== Record set

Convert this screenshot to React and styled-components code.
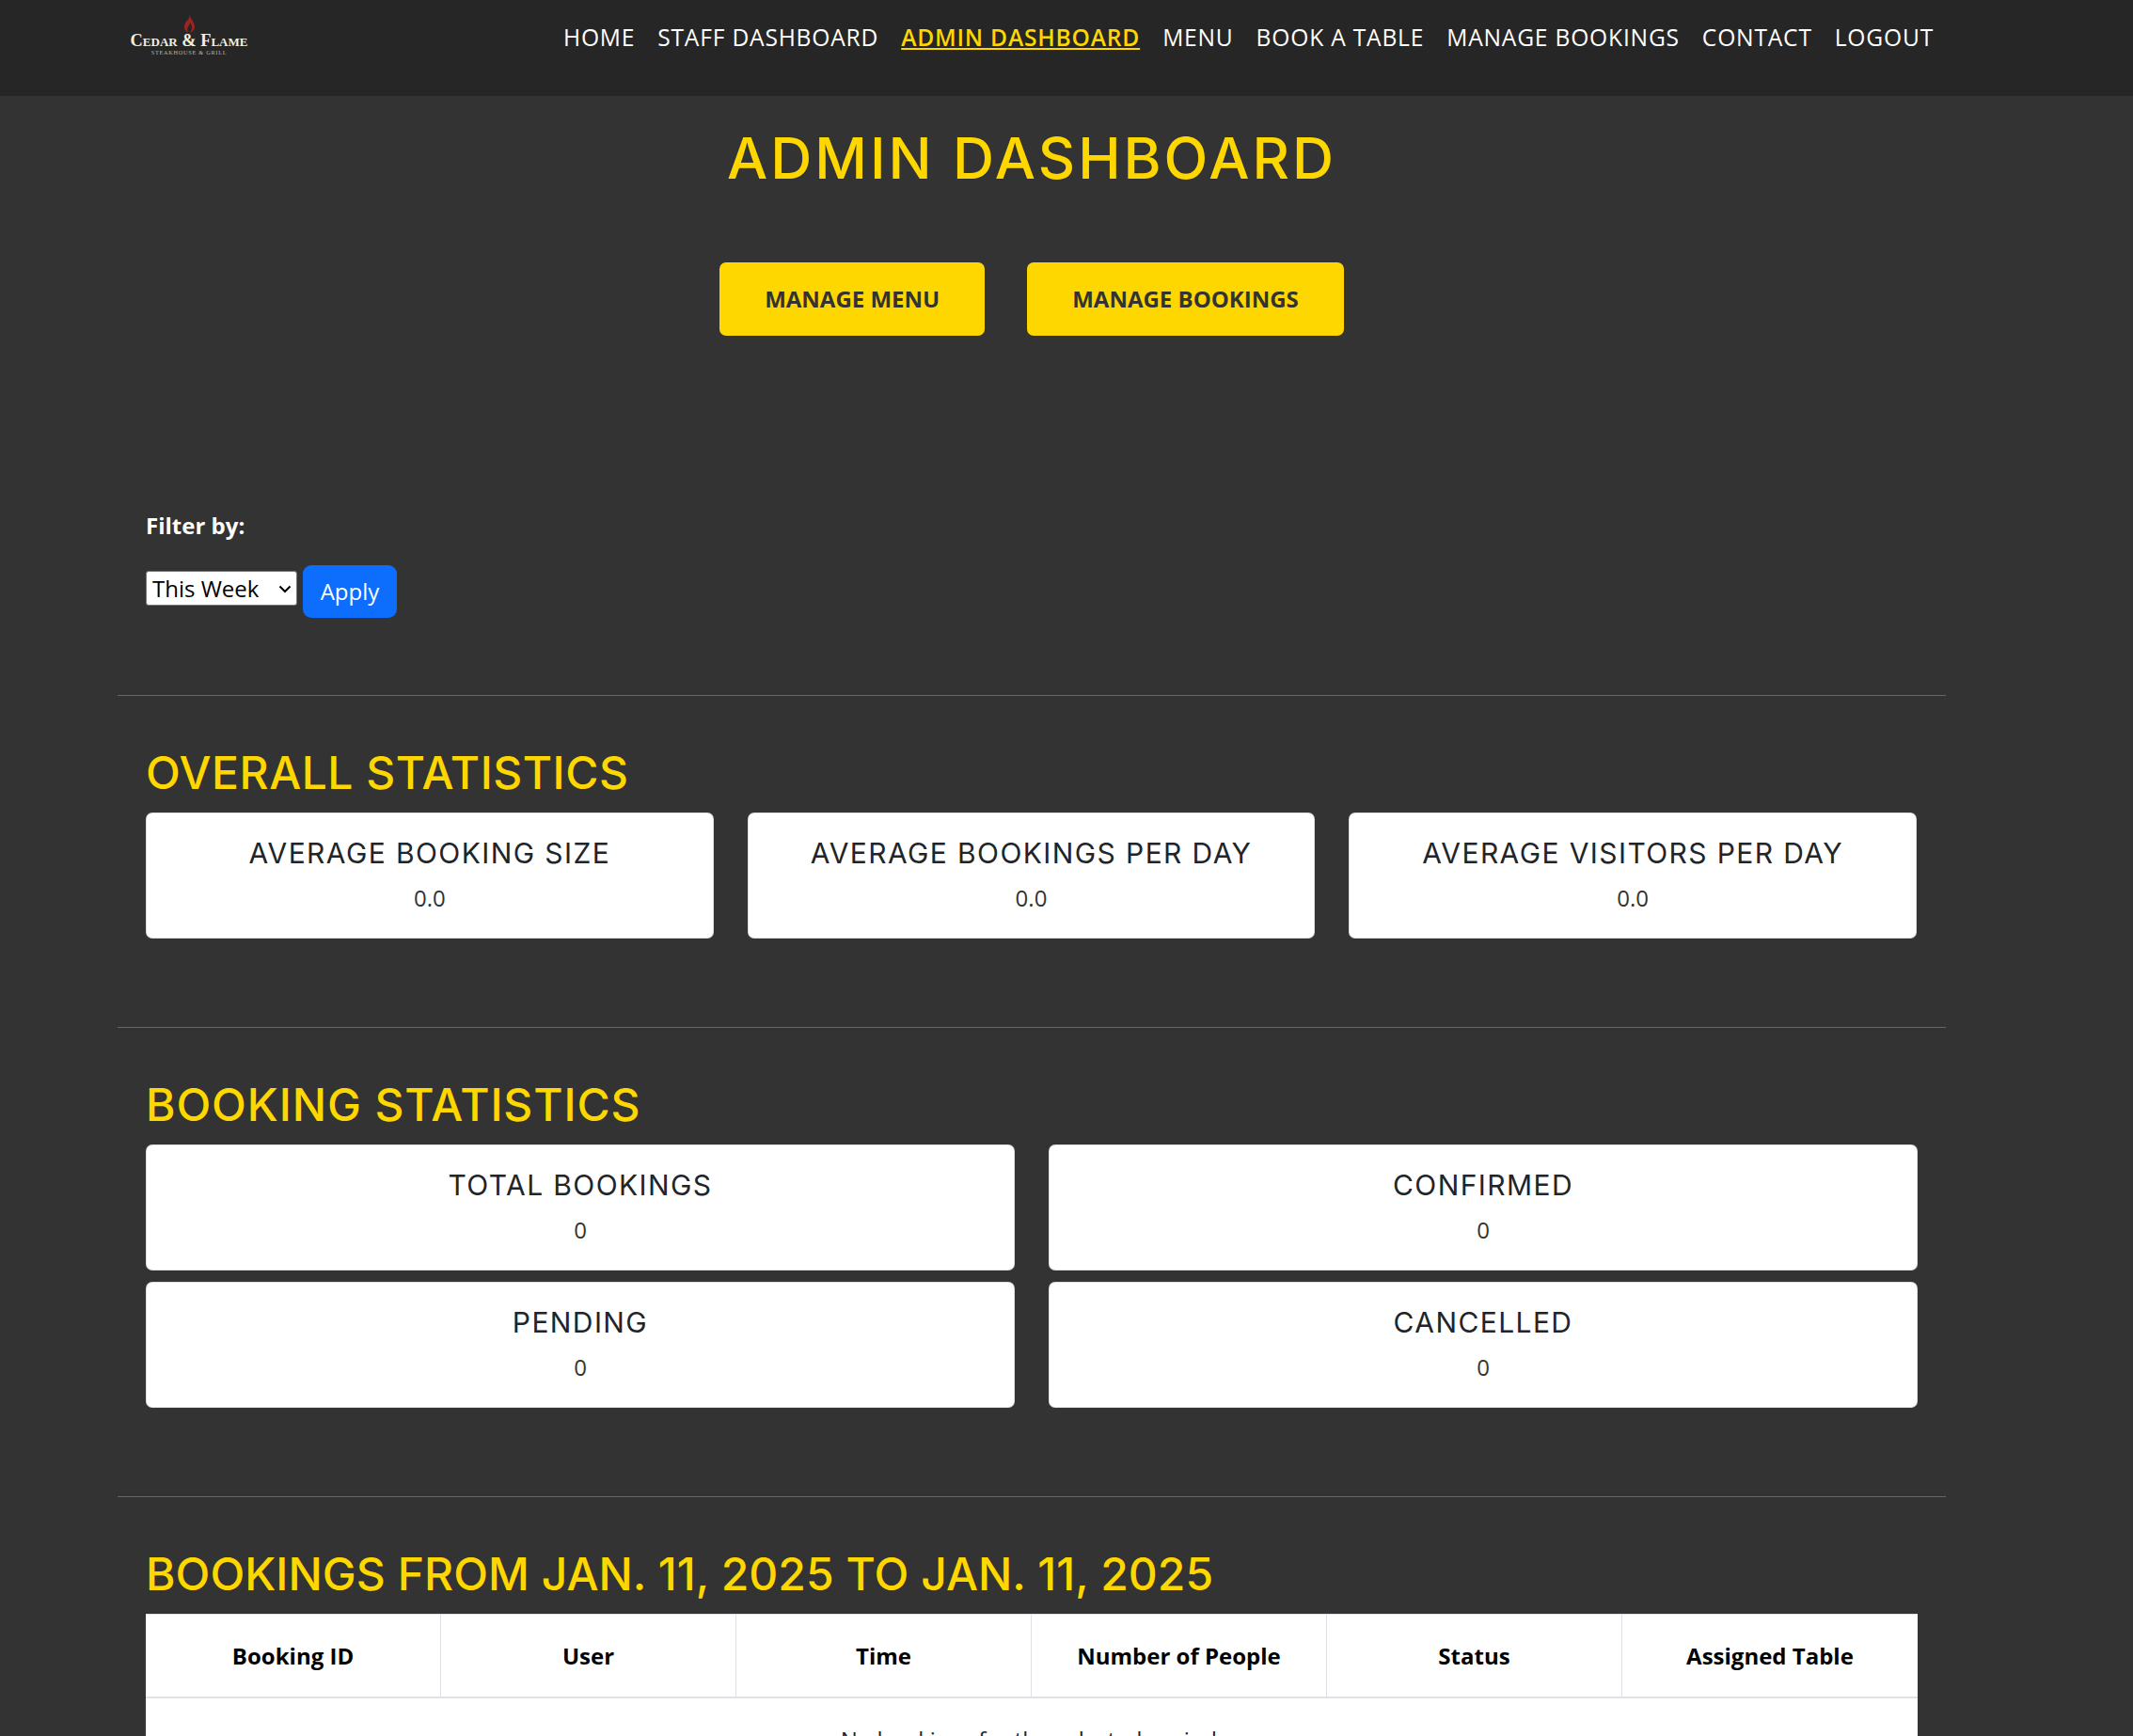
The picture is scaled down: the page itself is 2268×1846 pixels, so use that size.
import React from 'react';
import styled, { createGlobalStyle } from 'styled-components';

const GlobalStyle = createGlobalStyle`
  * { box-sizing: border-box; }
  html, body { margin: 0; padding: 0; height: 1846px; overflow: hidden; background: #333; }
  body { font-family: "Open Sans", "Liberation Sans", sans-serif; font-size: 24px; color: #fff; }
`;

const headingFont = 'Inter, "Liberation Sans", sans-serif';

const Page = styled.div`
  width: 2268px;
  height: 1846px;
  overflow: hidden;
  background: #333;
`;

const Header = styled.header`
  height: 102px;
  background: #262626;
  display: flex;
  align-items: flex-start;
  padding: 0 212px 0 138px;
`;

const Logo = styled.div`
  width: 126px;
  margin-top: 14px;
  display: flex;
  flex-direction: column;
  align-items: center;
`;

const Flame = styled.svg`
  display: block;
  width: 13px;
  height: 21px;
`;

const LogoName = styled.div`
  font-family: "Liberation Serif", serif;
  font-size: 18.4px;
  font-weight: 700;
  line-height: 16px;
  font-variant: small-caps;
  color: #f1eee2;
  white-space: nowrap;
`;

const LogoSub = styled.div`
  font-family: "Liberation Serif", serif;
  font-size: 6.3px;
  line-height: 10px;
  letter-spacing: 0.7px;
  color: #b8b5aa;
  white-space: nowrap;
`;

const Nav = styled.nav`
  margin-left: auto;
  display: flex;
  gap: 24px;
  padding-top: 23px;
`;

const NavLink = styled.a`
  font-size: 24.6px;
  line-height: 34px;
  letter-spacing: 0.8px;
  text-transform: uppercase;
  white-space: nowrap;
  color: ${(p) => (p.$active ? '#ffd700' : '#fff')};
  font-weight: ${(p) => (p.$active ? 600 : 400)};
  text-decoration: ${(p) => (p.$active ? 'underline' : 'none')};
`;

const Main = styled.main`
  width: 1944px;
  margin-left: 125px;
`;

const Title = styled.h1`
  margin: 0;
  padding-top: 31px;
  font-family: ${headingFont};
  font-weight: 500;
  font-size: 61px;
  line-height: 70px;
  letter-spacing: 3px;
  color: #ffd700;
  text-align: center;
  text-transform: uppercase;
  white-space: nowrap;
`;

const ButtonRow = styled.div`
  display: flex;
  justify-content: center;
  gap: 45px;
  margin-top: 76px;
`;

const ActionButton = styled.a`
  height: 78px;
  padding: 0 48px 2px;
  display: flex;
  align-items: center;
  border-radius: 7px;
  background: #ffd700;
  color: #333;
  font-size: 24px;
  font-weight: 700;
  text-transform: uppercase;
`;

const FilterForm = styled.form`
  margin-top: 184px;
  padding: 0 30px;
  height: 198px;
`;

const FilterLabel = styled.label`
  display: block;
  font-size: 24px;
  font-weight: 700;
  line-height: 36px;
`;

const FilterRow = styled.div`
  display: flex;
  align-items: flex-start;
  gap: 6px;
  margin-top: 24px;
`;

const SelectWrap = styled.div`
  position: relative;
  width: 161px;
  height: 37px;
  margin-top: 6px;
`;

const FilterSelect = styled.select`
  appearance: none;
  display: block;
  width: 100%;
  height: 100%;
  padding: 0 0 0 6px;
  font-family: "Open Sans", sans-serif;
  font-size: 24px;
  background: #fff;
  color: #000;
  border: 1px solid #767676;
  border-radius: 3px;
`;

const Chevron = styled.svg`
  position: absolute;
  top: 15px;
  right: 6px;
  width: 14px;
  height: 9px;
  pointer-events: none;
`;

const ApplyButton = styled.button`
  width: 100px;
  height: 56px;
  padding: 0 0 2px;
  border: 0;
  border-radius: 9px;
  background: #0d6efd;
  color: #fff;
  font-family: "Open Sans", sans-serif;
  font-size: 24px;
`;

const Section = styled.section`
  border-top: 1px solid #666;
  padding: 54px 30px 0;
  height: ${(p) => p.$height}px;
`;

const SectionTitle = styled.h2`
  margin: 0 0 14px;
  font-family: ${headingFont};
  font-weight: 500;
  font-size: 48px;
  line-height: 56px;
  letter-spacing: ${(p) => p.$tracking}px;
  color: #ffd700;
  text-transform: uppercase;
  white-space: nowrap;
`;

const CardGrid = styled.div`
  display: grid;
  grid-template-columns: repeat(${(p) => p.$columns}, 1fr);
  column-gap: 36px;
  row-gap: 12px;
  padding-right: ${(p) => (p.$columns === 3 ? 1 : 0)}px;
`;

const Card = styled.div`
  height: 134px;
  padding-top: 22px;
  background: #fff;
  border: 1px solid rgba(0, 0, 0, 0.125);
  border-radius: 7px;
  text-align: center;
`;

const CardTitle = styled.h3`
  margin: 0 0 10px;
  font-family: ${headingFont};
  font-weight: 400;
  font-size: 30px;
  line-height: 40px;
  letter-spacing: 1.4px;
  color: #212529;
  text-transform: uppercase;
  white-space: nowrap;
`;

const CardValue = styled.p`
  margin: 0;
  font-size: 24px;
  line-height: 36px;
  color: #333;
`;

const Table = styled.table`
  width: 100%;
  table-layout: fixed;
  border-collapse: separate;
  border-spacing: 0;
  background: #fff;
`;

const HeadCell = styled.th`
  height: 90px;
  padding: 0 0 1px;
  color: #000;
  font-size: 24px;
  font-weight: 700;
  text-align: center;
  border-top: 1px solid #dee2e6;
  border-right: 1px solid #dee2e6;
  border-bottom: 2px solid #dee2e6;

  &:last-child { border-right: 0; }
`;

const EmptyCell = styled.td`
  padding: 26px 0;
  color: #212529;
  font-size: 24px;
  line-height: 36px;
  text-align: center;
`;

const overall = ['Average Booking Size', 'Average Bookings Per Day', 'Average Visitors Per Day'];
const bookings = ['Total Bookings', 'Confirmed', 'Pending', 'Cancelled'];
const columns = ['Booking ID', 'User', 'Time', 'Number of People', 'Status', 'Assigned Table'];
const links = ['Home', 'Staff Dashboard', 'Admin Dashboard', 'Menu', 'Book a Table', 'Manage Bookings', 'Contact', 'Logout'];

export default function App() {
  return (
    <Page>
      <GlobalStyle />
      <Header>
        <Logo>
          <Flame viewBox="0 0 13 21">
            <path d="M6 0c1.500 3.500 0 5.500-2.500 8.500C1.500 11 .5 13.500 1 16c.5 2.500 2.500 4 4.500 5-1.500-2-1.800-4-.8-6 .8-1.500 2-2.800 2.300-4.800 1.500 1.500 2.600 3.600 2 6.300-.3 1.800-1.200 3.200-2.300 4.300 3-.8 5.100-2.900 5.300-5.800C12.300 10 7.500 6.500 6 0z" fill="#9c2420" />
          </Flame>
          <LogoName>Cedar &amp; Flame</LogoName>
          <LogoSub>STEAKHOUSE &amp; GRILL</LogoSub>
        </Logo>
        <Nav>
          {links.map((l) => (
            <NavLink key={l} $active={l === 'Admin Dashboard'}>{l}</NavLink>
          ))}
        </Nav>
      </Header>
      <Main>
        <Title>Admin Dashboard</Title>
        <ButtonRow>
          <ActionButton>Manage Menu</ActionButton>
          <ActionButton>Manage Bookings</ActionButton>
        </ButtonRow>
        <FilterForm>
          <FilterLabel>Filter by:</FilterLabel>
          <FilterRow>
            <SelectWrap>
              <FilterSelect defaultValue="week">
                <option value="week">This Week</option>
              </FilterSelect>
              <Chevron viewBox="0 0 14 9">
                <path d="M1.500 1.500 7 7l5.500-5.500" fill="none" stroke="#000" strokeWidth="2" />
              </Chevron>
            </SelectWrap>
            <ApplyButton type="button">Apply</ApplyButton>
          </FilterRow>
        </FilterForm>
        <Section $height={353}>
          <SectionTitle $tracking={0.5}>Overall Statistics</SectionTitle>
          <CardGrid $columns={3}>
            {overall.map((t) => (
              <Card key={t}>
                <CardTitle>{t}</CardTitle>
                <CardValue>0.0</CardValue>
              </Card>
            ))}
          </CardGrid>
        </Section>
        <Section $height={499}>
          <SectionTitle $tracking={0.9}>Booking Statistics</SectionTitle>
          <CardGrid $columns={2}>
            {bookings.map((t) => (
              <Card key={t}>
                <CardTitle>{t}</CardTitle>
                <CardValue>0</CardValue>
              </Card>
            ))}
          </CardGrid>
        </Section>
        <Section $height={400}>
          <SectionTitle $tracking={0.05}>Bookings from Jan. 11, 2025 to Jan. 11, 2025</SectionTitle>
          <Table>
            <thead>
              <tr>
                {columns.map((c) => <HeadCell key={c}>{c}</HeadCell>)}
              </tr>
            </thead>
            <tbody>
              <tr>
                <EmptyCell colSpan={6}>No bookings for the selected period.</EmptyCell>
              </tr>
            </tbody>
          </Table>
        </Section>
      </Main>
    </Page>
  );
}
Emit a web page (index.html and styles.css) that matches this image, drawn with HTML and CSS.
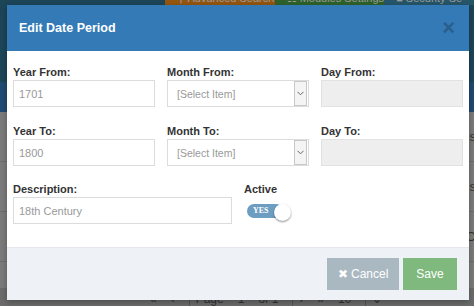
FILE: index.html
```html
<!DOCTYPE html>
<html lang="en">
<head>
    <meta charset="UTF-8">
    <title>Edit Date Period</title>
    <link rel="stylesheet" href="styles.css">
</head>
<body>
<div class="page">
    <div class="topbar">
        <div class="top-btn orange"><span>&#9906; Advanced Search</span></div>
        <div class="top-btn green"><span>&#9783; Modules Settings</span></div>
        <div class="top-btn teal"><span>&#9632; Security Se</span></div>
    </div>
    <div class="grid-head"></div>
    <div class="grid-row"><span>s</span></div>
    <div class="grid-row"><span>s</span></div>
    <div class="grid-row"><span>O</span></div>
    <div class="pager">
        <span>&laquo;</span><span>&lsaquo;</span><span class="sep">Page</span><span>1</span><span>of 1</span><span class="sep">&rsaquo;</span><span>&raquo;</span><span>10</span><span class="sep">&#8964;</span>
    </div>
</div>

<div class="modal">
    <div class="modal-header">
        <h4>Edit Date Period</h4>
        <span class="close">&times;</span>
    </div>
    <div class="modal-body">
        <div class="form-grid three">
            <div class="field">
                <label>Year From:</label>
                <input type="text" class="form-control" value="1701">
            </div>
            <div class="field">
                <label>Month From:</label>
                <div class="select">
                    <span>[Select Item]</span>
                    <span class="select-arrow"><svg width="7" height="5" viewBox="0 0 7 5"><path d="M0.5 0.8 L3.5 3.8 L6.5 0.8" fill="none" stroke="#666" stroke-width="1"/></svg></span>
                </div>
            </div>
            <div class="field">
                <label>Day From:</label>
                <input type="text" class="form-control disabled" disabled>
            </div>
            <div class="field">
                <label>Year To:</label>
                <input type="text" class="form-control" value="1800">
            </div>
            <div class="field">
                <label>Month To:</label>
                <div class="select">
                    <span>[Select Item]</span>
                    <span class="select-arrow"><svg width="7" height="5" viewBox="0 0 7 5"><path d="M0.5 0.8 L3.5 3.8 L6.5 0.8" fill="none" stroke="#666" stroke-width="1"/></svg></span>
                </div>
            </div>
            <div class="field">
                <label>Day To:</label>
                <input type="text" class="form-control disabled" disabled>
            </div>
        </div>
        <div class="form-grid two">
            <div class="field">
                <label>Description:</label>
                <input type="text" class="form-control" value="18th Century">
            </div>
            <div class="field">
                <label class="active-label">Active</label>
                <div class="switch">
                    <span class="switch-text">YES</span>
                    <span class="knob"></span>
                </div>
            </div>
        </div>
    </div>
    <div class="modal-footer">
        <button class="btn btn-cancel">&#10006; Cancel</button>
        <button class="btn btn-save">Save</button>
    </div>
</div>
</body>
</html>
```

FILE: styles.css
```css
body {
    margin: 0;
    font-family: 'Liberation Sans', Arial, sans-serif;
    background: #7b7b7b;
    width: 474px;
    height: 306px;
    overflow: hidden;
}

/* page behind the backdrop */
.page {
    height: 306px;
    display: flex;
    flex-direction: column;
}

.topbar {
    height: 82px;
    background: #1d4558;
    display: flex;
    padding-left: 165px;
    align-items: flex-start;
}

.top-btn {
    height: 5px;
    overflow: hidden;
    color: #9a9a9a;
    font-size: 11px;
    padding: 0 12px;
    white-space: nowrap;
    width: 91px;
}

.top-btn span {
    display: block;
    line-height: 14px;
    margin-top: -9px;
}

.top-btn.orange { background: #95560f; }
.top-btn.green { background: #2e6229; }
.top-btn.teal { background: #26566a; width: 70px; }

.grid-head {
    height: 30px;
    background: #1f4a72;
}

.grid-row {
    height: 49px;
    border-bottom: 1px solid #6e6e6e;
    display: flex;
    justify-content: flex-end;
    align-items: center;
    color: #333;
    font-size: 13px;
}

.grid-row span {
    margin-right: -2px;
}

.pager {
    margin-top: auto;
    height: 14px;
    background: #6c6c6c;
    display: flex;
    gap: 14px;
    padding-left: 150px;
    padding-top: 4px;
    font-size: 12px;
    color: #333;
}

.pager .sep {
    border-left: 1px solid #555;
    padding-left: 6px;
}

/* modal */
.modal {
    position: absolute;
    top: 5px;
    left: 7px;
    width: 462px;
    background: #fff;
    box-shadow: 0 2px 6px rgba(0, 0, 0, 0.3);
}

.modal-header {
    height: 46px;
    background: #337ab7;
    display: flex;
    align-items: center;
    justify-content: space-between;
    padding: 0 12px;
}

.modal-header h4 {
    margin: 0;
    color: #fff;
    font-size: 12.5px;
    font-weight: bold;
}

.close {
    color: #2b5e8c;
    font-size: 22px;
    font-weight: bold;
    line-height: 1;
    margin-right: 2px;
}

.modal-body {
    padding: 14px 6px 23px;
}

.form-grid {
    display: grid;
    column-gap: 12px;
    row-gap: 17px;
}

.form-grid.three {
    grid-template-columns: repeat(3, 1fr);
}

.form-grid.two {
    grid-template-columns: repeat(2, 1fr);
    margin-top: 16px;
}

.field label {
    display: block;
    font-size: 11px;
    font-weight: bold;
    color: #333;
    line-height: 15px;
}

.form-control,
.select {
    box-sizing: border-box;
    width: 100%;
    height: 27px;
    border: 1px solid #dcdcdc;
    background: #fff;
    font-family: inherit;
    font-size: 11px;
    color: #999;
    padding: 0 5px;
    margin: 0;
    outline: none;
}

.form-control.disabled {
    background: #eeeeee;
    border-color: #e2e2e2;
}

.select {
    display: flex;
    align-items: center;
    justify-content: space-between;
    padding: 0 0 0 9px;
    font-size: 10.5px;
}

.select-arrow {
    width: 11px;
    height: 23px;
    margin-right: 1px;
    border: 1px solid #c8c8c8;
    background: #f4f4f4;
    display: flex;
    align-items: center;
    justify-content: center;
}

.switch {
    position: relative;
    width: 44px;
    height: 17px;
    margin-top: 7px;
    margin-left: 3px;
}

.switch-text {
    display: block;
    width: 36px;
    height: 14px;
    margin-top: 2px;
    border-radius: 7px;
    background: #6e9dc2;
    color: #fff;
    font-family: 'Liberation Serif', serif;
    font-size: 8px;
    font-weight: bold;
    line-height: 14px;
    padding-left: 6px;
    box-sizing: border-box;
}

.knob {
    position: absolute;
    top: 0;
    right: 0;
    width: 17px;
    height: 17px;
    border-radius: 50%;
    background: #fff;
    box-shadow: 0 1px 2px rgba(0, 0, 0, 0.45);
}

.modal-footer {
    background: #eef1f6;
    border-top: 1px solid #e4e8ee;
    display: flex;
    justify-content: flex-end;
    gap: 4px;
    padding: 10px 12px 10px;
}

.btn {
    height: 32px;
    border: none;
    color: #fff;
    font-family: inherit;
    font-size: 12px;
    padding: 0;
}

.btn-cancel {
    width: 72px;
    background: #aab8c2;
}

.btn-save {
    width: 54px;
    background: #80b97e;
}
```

====

Problem: Lines that include the word "components" are to be extracted from the data above.

In response:
Convert this screenshot to React and styled-components code.
import styled, { createGlobalStyle } from 'styled-components';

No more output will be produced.